Article issu de notre hors-série de 2018 « Et si tout s'effondrait ? », disponible sur notre boutique en version numérique.
Retour en 2018. Aujourd’hui, chaque métropole occidentale requiert pour son fonctionnement une bonne partie des ressources de la planète. En Île-de-France, les produits pétroliers et les agrocarburants représentent 96 % de la consommation énergétique des transports, et ce malgré la présence d’un système ferroviaire électrique plus développé que dans le reste du pays. Ces produits pétroliers permettent de déplacer, chaque jour, la bagatelle de 16 millions de voitures et deux-roues motorisés, 250 000 passagers aériens et 400 000 tonnes de marchandises. Incroyable mais vrai, la quasi-totalité des 115 000 barils consommés quotidiennement passe par un seul tuyau : le pipeline d’Île-de-France (PLIF), qui vient directement du port du Havre .
Il nous a semblé évident qu’un scénario biorégional francilien, qui se donnerait pour objectif la disparition de la voiture et plus généralement la fin de la dépendance au pétrole – dont il faut rappeler qu’il est importé en France à hauteur de 99 % –, conduirait à une réduction sensible de la vulnérabilité des populations et à une amélioration de leur qualité de vie. Le scénario « Biorégion résiliente sans voitures à l’horizon 2050 », développé par l’institut Momentum en collaboration avec le Forum Vies Mobiles, montre comment la disparition de l’automobile entraînerait une transformation profonde de l’urbanisme et de l’organisation de l’Île-de-France, une mutation vers un modèle qui favoriserait la résilience du territoire et la soutenabilité du système socio-écologique.

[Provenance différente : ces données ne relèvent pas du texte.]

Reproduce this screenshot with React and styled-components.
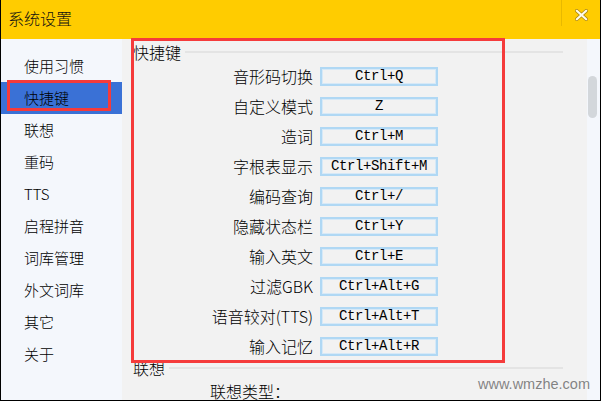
import React from "react";
import styled, { createGlobalStyle } from "styled-components";

const GlobalStyle = createGlobalStyle`
  html, body {
    margin: 0;
    padding: 0;
    background: #fff;
  }
  body {
    font-family: "Noto Sans CJK SC", "Liberation Sans", sans-serif;
    font-weight: 300;
  }
`;

const menuItems = [
  "使用习惯",
  "快捷键",
  "联想",
  "重码",
  "TTS",
  "启程拼音",
  "词库管理",
  "外文词库",
  "其它",
  "关于",
];

const hotkeys = [
  ["音形码切换", "Ctrl+Q"],
  ["自定义模式", "Z"],
  ["造词", "Ctrl+M"],
  ["字根表显示", "Ctrl+Shift+M"],
  ["编码查询", "Ctrl+/"],
  ["隐藏状态栏", "Ctrl+Y"],
  ["输入英文", "Ctrl+E"],
  ["过滤GBK", "Ctrl+Alt+G"],
  ["语音较对(TTS)", "Ctrl+Alt+T"],
  ["输入记忆", "Ctrl+Alt+R"],
];

const App = () => {
  return (
    <>
      <GlobalStyle />
      <Window>
        <TitleBar>
          <Title>系统设置</Title>
          <TitleDivider />
          <CloseButton>
            <svg width="13" height="12" viewBox="0 0 13 12">
              <path
                d="M1.8 1.8 L11.2 10.2 M11.2 1.8 L1.8 10.2"
                stroke="#b08a10"
                strokeWidth="3.6"
                strokeLinecap="round"
              />
              <path
                d="M1.8 1.8 L11.2 10.2 M11.2 1.8 L1.8 10.2"
                stroke="#fffbe8"
                strokeWidth="2.2"
                strokeLinecap="round"
              />
            </svg>
          </CloseButton>
        </TitleBar>
        <Body>
          <Sidebar>
            {menuItems.map((item) => (
              <MenuItem key={item} active={item === "快捷键"}>
                {item}
              </MenuItem>
            ))}
          </Sidebar>
          <Content>
            <GroupHeading>
              <span>快捷键</span>
              <Rule />
            </GroupHeading>
            <KeyList>
              {hotkeys.map(([label, key]) => (
                <KeyRow key={label}>
                  <KeyLabel>{label}</KeyLabel>
                  <KeyBox>{key}</KeyBox>
                </KeyRow>
              ))}
            </KeyList>
            <GroupHeading>
              <span>联想</span>
              <Rule />
            </GroupHeading>
            <OptionRow>联想类型：</OptionRow>
          </Content>
          <ScrollTrack>
            <ScrollThumb />
          </ScrollTrack>
        </Body>
        <MenuMark />
        <PanelMark />
        <Watermark>www.wmzhe.com</Watermark>
      </Window>
    </>
  );
};

const Window = styled.div`
  position: relative;
  width: 601px;
  height: 401px;
  box-sizing: border-box;
  border: 1px solid #000;
  border-top: none;
  display: flex;
  flex-direction: column;
  overflow: hidden;
  background: #f2f2f2;
`;

const TitleBar = styled.div`
  height: 39px;
  flex-shrink: 0;
  background: #ffcc00;
  display: flex;
  align-items: flex-start;
`;

const Title = styled.div`
  flex: 1;
  padding-left: 7px;
  padding-top: 7px;
  font-size: 16px;
  line-height: 22px;
  color: #111;
`;

const TitleDivider = styled.div`
  width: 1px;
  height: 26px;
  background: #e8b900;
`;

const CloseButton = styled.div`
  width: 37px;
  height: 30px;
  display: flex;
  align-items: center;
  justify-content: center;
  padding-left: 1px;
`;

const Body = styled.div`
  flex: 1;
  display: flex;
  min-height: 0;
`;

const Sidebar = styled.div`
  width: 121px;
  flex-shrink: 0;
  background: #f4f7fc;
  padding-top: 11px;
  box-sizing: border-box;
`;

const MenuItem = styled.div`
  height: 32px;
  line-height: 32px;
  padding-left: 23px;
  font-size: 15px;
  color: #000;
  background: ${(p) => (p.active ? "#3a71d6" : "transparent")};
`;

const Content = styled.div`
  flex: 1;
  padding-top: 6px;
  background: #f2f2f2;
  overflow: hidden;
`;

const GroupHeading = styled.div`
  height: 14px;
  line-height: 14px;
  margin-bottom: 2px;
  padding-left: 11px;
  padding-right: 24px;
  display: flex;
  align-items: center;
  gap: 4px;
  font-size: 16px;
  color: #000;
  white-space: nowrap;
`;

const Rule = styled.div`
  flex: 1;
  height: 2px;
  background: #e4e4e4;
`;

const KeyList = styled.div`
  display: flex;
  flex-direction: column;
`;

const KeyRow = styled.div`
  height: 30px;
  display: grid;
  grid-template-columns: 191px 118px;
  column-gap: 7px;
  align-items: center;
`;

const KeyLabel = styled.div`
  text-align: right;
  font-size: 16px;
  line-height: 20px;
  color: #000;
  white-space: nowrap;
`;

const KeyBox = styled.div`
  height: 19px;
  box-sizing: border-box;
  border: 2px solid #b0d8f4;
  box-shadow: inset 0 0 0 1px #d7e9f7;
  display: flex;
  align-items: center;
  justify-content: center;
  font-family: "Liberation Mono", "DejaVu Sans Mono", monospace;
  font-weight: 400;
  font-size: 14px;
  letter-spacing: -0.4px;
  color: #000;
`;

const OptionRow = styled.div`
  height: 30px;
  line-height: 28px;
  padding-left: 88px;
  font-size: 16px;
  color: #000;
`;

const ScrollTrack = styled.div`
  width: 13px;
  flex-shrink: 0;
  background: #f4f7fc;
  padding-top: 37px;
  padding-left: 1px;
  box-sizing: border-box;
`;

const ScrollThumb = styled.div`
  width: 9px;
  height: 42px;
  border-radius: 5px;
  background: #d3d7db;
`;

/* red annotation frames drawn over the menu and the hotkey panel */
const MenuMark = styled.div`
  position: absolute;
  left: 6px;
  top: 80px;
  width: 104px;
  height: 31px;
  box-sizing: border-box;
  border: 3px solid #f53b3b;
  pointer-events: none;
`;

const PanelMark = styled.div`
  position: absolute;
  left: 130px;
  top: 38px;
  width: 374px;
  height: 325px;
  box-sizing: border-box;
  border: 3px solid #f53b3b;
  pointer-events: none;
`;

const Watermark = styled.div`
  position: absolute;
  right: 10px;
  bottom: 8px;
  font-family: "Liberation Sans", Arial, sans-serif;
  font-weight: 400;
  font-size: 14.5px;
  color: rgba(110, 110, 110, 0.85);
  pointer-events: none;
`;

export default App;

Qu’est-ce qu’une biorégion ?
Une biorégion est un territoire dont les limites s’affranchissent des frontières politiques pour suivre des contours géographiques qui prennent en compte tant les communautés humaines que les écosystèmes. Le terme est défini pour la première fois par Peter Berg et Raymond Dasmann dans leur article « Reinhabiting California », publié en 1977 dans la revue The Ecologist. La première à avoir vu le jour est la biorégion de Cascadia, qui englobe les États de l’Ouest du Canada et des États-Unis, de l’Alaska au nord de San Francisco. La biorégion mobilise le processus de coévolution sur la longue durée avec le milieu ambiant dans des territoires qui sont des entités vivantes : un équilibre de coévolution entre établissement urbain et milieu ambiant, une équité territoriale entre ville et campagne. Notre civilisation est la seule à ce jour à avoir interrompu ce processus de coévolution. Le cycle d’organisation se fait désormais entre l’homme et la machine. Cette urbanisation de la Terre exerce une forme de domination globale sur les territoires.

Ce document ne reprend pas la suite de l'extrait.